Schiarazula Marazula.

Amo camminare.
Lo amerei ancor di più se avessi scarpe comode per farlo, certo, ma adoro camminare.
Abito in una zona che una volta poteva essere chiamata “campagna aperta”.
Oggi è una campagna “chiusa” dalle case e da edifici anonimi mai vissuti che avrebbero dovuto regalare quelle otto/nove ore lavorative portatrici di benessere e serenità. Calzifici ipotetici, calzaturifici in eterno divenire. Quanto vorrei adesso delle scarpe comode. Adesso che vi passo in mezzo, adesso che vi infilzo con la mia camminata rauca. Adesso.
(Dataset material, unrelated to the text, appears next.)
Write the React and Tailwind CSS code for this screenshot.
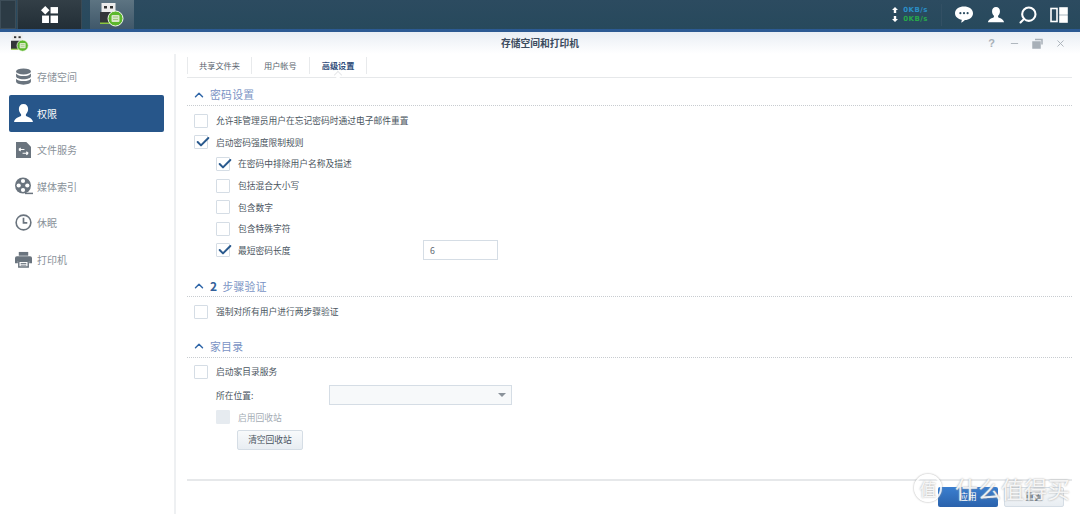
import { Check, ChevronUp, Minus, X, Search } from 'lucide-react'

const font = { fontFamily: '"Noto Sans CJK SC", "Noto Sans", sans-serif' }

function UsbIcon({ small }) {
  const cls = small ? 'w-[18px] h-[18px]' : 'w-[24px] h-[24px]'
  return (
    <svg viewBox="0 0 24 24" className={cls}>
      <rect x="1.500" y="0" width="14" height="9" fill="#ececec" />
      <rect x="4" y="3" width="3" height="2.500" fill="#333" />
      <rect x="10" y="3" width="3" height="2.500" fill="#333" />
      <rect x="0" y="9" width="16" height="11" fill="#33363a" />
      <rect x="0" y="19.500" width="16" height="1.500" fill="#8cc63f" />
      <circle cx="15.500" cy="15.500" r="7.500" fill="#5cb82c" stroke="#f4f8ef" strokeWidth="1" />
      <rect x="11.500" y="12" width="8" height="7" rx="1" fill="#d9e8c8" />
      <path d="M13 14h5M13 16.500h5" stroke="#8fbf6a" strokeWidth="0.800" />
    </svg>
  )
}

function Disk({ className }) {
  return (
    <svg viewBox="0 0 16 16" className={className} fill="currentColor">
      <ellipse cx="8" cy="3.200" rx="7" ry="2.800" />
      <path d="M1 5.200c1 1.600 3.600 2.400 7 2.400s6-.8 7-2.400v2.600c0 1.500-3 2.800-7 2.800s-7-1.300-7-2.800z" />
      <path d="M1 10c1 1.600 3.600 2.300 7 2.300s6-.7 7-2.300v2.800c0 1.500-3 2.900-7 2.900s-7-1.400-7-2.900z" />
    </svg>
  )
}

function Person({ className }) {
  return (
    <svg viewBox="0 0 20 20" className={className} fill="currentColor">
      <path d="M10 1c2.800 0 4.400 2 4.400 4.800 0 2.200-1 4-2.100 5v1.600c1.600.9 6.200 1.800 6.700 5.600H1c.5-3.800 5.100-4.700 6.700-5.600v-1.600c-1.100-1-2.100-2.800-2.100-5C5.600 3 7.200 1 10 1z" />
    </svg>
  )
}

function FileSvc({ className }) {
  return (
    <svg viewBox="0 0 16 18" className={className}>
      <path d="M0 1h11l5 5v12H0z" fill="currentColor" />
      <path d="M3 9h6M3 9l2-1.500M3 9l2 1.500M13 13H7M13 13l-2-1.500M13 13l-2 1.500" stroke="#fff" strokeWidth="1.300" fill="none" />
    </svg>
  )
}

function Reel({ className }) {
  return (
    <svg viewBox="0 0 18 18" className={className}>
      <circle cx="8" cy="8.500" r="8" fill="currentColor" />
      <circle cx="8" cy="4" r="2.100" fill="#fff" />
      <circle cx="8" cy="13" r="2.100" fill="#fff" />
      <circle cx="3.700" cy="8.500" r="2.100" fill="#fff" />
      <circle cx="12.300" cy="8.500" r="2.100" fill="#fff" />
      <path d="M10 16.400h8" stroke="currentColor" strokeWidth="1.500" />
    </svg>
  )
}

function Clock({ className }) {
  return (
    <svg viewBox="0 0 18 18" className={className} fill="none" stroke="currentColor">
      <circle cx="9" cy="9" r="7.800" strokeWidth="1.700" />
      <path d="M9 4v5.500h4" strokeWidth="1.800" />
    </svg>
  )
}

function Printer({ className }) {
  return (
    <svg viewBox="0 0 18 18" className={className}>
      <path d="M4 1h10v4H4z" fill="currentColor" />
      <path d="M2 5.500h14a2 2 0 0 1 2 2V13h-3v-2.500H3V13H0V7.500a2 2 0 0 1 2-2z" fill="currentColor" />
      <path d="M4 11h10v6H4z" fill="none" stroke="currentColor" strokeWidth="1.500" />
      <path d="M6 13.200h6M6 15h6" stroke="currentColor" />
    </svg>
  )
}

function Arrow({ down }) {
  return (
    <svg viewBox="0 0 6 6" className={`w-[6px] h-[6px] mr-[5px] ${down ? 'rotate-180' : ''}`} fill="#fff">
      <path d="M3 0l3 3H4.200v3H1.800V3H0z" />
    </svg>
  )
}

const menu = [
  ['存储空间', Disk, 'w-[17px] h-[17px]'],
  ['权限', Person, 'w-[21px] h-[21px]'],
  ['文件服务', FileSvc, 'w-[15px] h-[17px]'],
  ['媒体索引', Reel, 'w-[18px] h-[18px]'],
  ['休眠', Clock, 'w-[17px] h-[17px]'],
  ['打印机', Printer, 'w-[17px] h-[17px]'],
]

function Box({ checked, disabled }) {
  return (
    <span className={`relative w-[14px] h-[14px] shrink-0 border rounded-[1px] ${disabled ? 'bg-[#e6ebf0] border-[#e6ebf0]' : 'bg-white border-[#d5dde5]'}`}>
      {checked && <Check size={16} strokeWidth={3} className="absolute -top-[2px] left-0 text-[#2a5a8e]" />}
    </span>
  )
}

function Row({ label, checked, sub, disabled }) {
  return (
    <div className={`h-[21.6px] flex items-center gap-2 ${sub ? 'pl-[22px]' : ''}`}>
      <Box checked={checked} disabled={disabled} />
      <span className={disabled ? 'text-[#a4acb4]' : 'text-[#4a5560]'}>{label}</span>
    </div>
  )
}

function SectionHead({ children }) {
  return (
    <div className="h-[22px] flex items-center gap-[4px] pl-[5px] border-b border-dotted border-[#c8ccd0]">
      <ChevronUp size={14} strokeWidth={2.500} className="text-[#2f66a8]" />
      <span className="text-[10.8px] text-[#7a93c4] tracking-[0.3px]">{children}</span>
    </div>
  )
}

export default function App() {
  return (
    <div style={font} className="relative w-[1080px] h-[514px] overflow-hidden bg-white flex flex-col">
      {/* taskbar */}
      <div className="h-[32px] shrink-0 flex items-stretch bg-gradient-to-b from-[#2c4b60] to-[#27495c] border-b-[3px] border-[#2c5a93]">
        <div className="w-[16px] bg-[#2c3b45] border border-[#3d4d58]" />
        <div className="w-[65px] ml-px bg-gradient-to-b from-[#333f47] to-[#222e36] border-x border-[#3a4a55] flex items-center justify-center">
          <svg viewBox="0 0 16 16" className="w-[17px] h-[17px]" fill="#fff">
            <path d="M4 0l4 4-4 4-4-4z" />
            <rect x="9" y="1" width="7" height="6" />
            <rect x="1" y="9" width="6.500" height="7" />
            <rect x="9" y="9" width="7" height="7" />
          </svg>
        </div>
        <div className="w-[44px] ml-[8px] bg-gradient-to-b from-[#5d7482] to-[#40586a] flex items-center justify-center">
          <UsbIcon />
        </div>
        <div className="ml-auto flex items-center text-white">
          <div className="flex flex-col text-[7px] leading-[9px] font-bold tracking-[0.5px] mr-[13px]" style={{ fontFamily: '"DejaVu Sans", sans-serif' }}>
            <span className="flex items-center text-[#2a8fc8]"><Arrow />0KB/s</span>
            <span className="flex items-center text-[#27a84a]"><Arrow down />0KB/s</span>
          </div>
          <div className="w-px h-[22px] bg-[#335064] mr-[13px]" />
          <svg viewBox="0 0 20 18" className="w-[18px] h-[17px] mr-[14px]" fill="#fff">
            <path d="M10 0c5.500 0 10 3 10 7.500S15.500 15 11 15c-1 1.300-2.500 2.500-4.500 3 .8-1 1-2 1-3.300C3.500 14 0 11.500 0 7.500 0 3 4.500 0 10 0z" />
            <circle cx="6" cy="7.500" r="1.200" fill="#2b4b60" />
            <circle cx="10" cy="7.500" r="1.200" fill="#2b4b60" />
            <circle cx="14" cy="7.500" r="1.200" fill="#2b4b60" />
          </svg>
          <Person className="w-[18px] h-[18px] mr-[13px]" />
          <Search size={20} strokeWidth={2.500} className="mr-[12px] -scale-x-100" />
          <svg viewBox="0 0 18 16" className="w-[18px] h-[16px] mr-[12px]" fill="none" stroke="#fff" strokeWidth="1.600">
            <rect x="1" y="1.500" width="6" height="13" />
            <rect x="10" y="1" width="7" height="6" fill="#fff" />
            <rect x="10" y="9" width="7" height="6" fill="#fff" />
          </svg>
        </div>
      </div>

      {/* window title */}
      <div className="relative h-[22px] shrink-0 flex items-center justify-center bg-gradient-to-b from-[#e9eef4] to-white">
        <span className="absolute left-[11px] top-[2px]"><UsbIcon small /></span>
        <span className="text-[9.75px] font-bold text-[#3b4b5e]">存储空间和打印机</span>
        <div className="absolute right-[14px] top-[6px] flex items-center gap-[12px] text-[#a8b0b8]">
          <span className="w-[11px] text-[11px] leading-[11px] font-bold text-center" style={{ fontFamily: '"Liberation Sans", sans-serif' }}>?</span>
          <Minus size={11} strokeWidth={2} />
          <svg viewBox="0 0 11 11" className="w-[11px] h-[11px]" fill="none" stroke="currentColor" strokeWidth="1.500">
            <rect x="1" y="4" width="7" height="6" fill="currentColor" />
            <path d="M3 1.500h7v5" />
          </svg>
          <X size={11} strokeWidth={2} />
        </div>
      </div>

      <div className="flex-1 flex min-h-0">
        {/* sidebar */}
        <div className="w-[176px] shrink-0 border-r-2 border-[#eef0f2] pl-[9px] pr-[10px] pt-[4.5px]">
          {menu.map(([label, Icon, cls]) => {
            const active = label === '权限'
            return (
              <div key={label} className={`h-[36.5px] flex items-center rounded-[2px] ${active ? 'bg-[#27568a] text-white' : 'text-[#6a747e]'}`}>
                <span className="w-[28px] flex justify-center shrink-0 pl-px">
                  <Icon className={cls} />
                </span>
                <span className={`text-[10px] ${active ? 'text-white' : 'text-[#8a929a]'}`}>{label}</span>
              </div>
            )
          })}
        </div>

        {/* main */}
        <div className="flex-1 min-w-0 flex flex-col pl-[11px] pr-[8px] text-[8.75px]">
          <div className="relative h-[24px] shrink-0 flex items-center border-b border-[#e6e8ea] text-[8.2px] text-[#5a646e]">
            <span className="h-[17px] flex items-center px-[11px] border-l border-[#e8eaec]">共享文件夹</span>
            <span className="h-[17px] flex items-center px-[12px] border-l border-[#e8eaec]">用户帐号</span>
            <span className="relative h-[17px] flex items-center px-[12px] border-x border-[#e8eaec] font-bold text-[#33507c]">
              高级设置
              {/* notch under the active tab */}
              <span className="absolute left-1/2 -bottom-[4px] w-[6px] h-[6px] -ml-[3px] rotate-45 bg-white border-l border-t border-[#e6e8ea]" />
            </span>
          </div>

          <div className="h-[6px]" />
          <SectionHead>密码设置</SectionHead>
          <div className="pl-[7px] pt-[4px]">
            <Row label="允许非管理员用户在忘记密码时通过电子邮件重置" />
            <Row label="启动密码强度限制规则" checked />
            <Row label="在密码中排除用户名称及描述" checked sub />
            <Row label="包括混合大小写" sub />
            <Row label="包含数字" sub />
            <Row label="包含特殊字符" sub />
            <div className="flex items-center">
              <div className="w-[229px]"><Row label="最短密码长度" checked sub /></div>
              <div className="w-[75px] h-[20px] border border-[#d5dde5] flex items-center pl-[6px] text-[#5a646e]">6</div>
            </div>
          </div>

          <div className="h-[14px]" />
          <SectionHead><span className="text-[12px] font-bold text-[#33609a] mr-[5px]">2</span>步骤验证</SectionHead>
          <div className="pl-[7px] pt-[4px]">
            <Row label="强制对所有用户进行两步骤验证" />
          </div>

          <div className="h-[13px]" />
          <SectionHead>家目录</SectionHead>
          <div className="pl-[7px] pt-[3px]">
            <Row label="启动家目录服务" />
            <div className="h-[26px] flex items-center pl-[22px] text-[#4a5560]">
              <span className="w-[113px]">所在位置:</span>
              <div className="w-[183px] h-[20px] border border-[#d5dde5] bg-[#f7f9fa] flex items-center justify-end pr-[5px]">
                <span className="w-0 h-0 border-x-[4px] border-x-transparent border-t-[4px] border-t-[#8a929a]" />
              </div>
            </div>
            <div className="-mt-[2px]"><Row label="启用回收站" sub disabled /></div>
            <div className="pl-[43px] pt-[2px]">
              <div className="w-[66px] h-[20px] flex items-center justify-center rounded-[2px] border border-[#d5dde5] bg-gradient-to-b from-[#f8fafb] to-[#e8edf2] text-[#4a5560]">清空回收站</div>
            </div>
          </div>

          <div className="mt-auto h-[34px] shrink-0 border-t-2 border-[#e6e8ea] flex items-start justify-end gap-[6px] pt-[6px] pr-[8px] mb-[1px]">
            <div className="w-[60px] h-[20px] flex items-center justify-center rounded-[2px] bg-gradient-to-b from-[#3a7fd0] to-[#2a62ac] text-white">应用</div>
            <div className="w-[60px] h-[20px] flex items-center justify-center rounded-[2px] border border-[#d5dde5] bg-gradient-to-b from-[#f8fafb] to-[#e8edf2] text-[#4a5560]">重置</div>
          </div>
        </div>
      </div>

      {/* watermark */}
      <div className="absolute left-[914px] top-[474px] flex items-center text-white/85 pointer-events-none [text-shadow:0_0_2px_#9a9a9a]">
        <span className="w-[28px] h-[28px] rounded-full border-2 border-white/85 shadow-[0_0_2px_#9a9a9a] flex items-center justify-center text-[17px] leading-none">值</span>
        <span className="ml-[13px] text-[23px] leading-none">什么值得买</span>
      </div>
    </div>
  )
}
Io amo l'archeologia industriale, ma questi sono fossili di animali nati morti o non-nati addirittura; quindi mi precipito alle loro spalle, alle spalle dei capannoni, in direzione di una campagna ghiaccia e trascurata con un granturco mai colto. È il terzo anno che nemmeno passa la mietitrebbia. Un granturco ipotetico anch'esso.
Passo io però. Seppure nelle mie scarpe scomode.
Allora ansimo e sputo aria calda fuori dai polmoni in direzione di paesi stritolati da strade (che una volta erano campi) e villette a schiera senza rifiniture (che una volta erano alberi).
(Vi prego, smettete di pensare a quel ragazzo della Via Gluck).
Ma riesco ancora ad annusare nell'aria quel senso di confine fra mezze-tranquillità contadine e mezzi-umori proletari. Quando ero piccolo tutto era così: a metà strada. Era tutto sempre attraversato da qualcosa che lo separava in due. lo rendeva doppio.
Penso a quel vecchio film dove il campanile rintoccava dagli altoparlanti al suono di “bandiera rossa”. Ricordate? Era la chiesa di Don Valdemaro no? Che ridere. E quanti erano i Don Valdemaro qui.
Osservo il campanile che mi si para davanti e mi aspetto un saettante e festaiolo “tu scendi dalle stelle” o “bianco natale”. (Ci starebbe), da parte di quei vecchi altoparlanti in disuso.
Poi alle undici in punto scocca l'ora e questa mezza-festa, questa quasi-malinconia, risuona delle note battute di “Schiarazula Marazula”...che escono da campane elettroniche e temporizzate.
E non vuoi piangere?


Tutto era attraversato da qualcosa. Ma, a volte, tutto torna uno.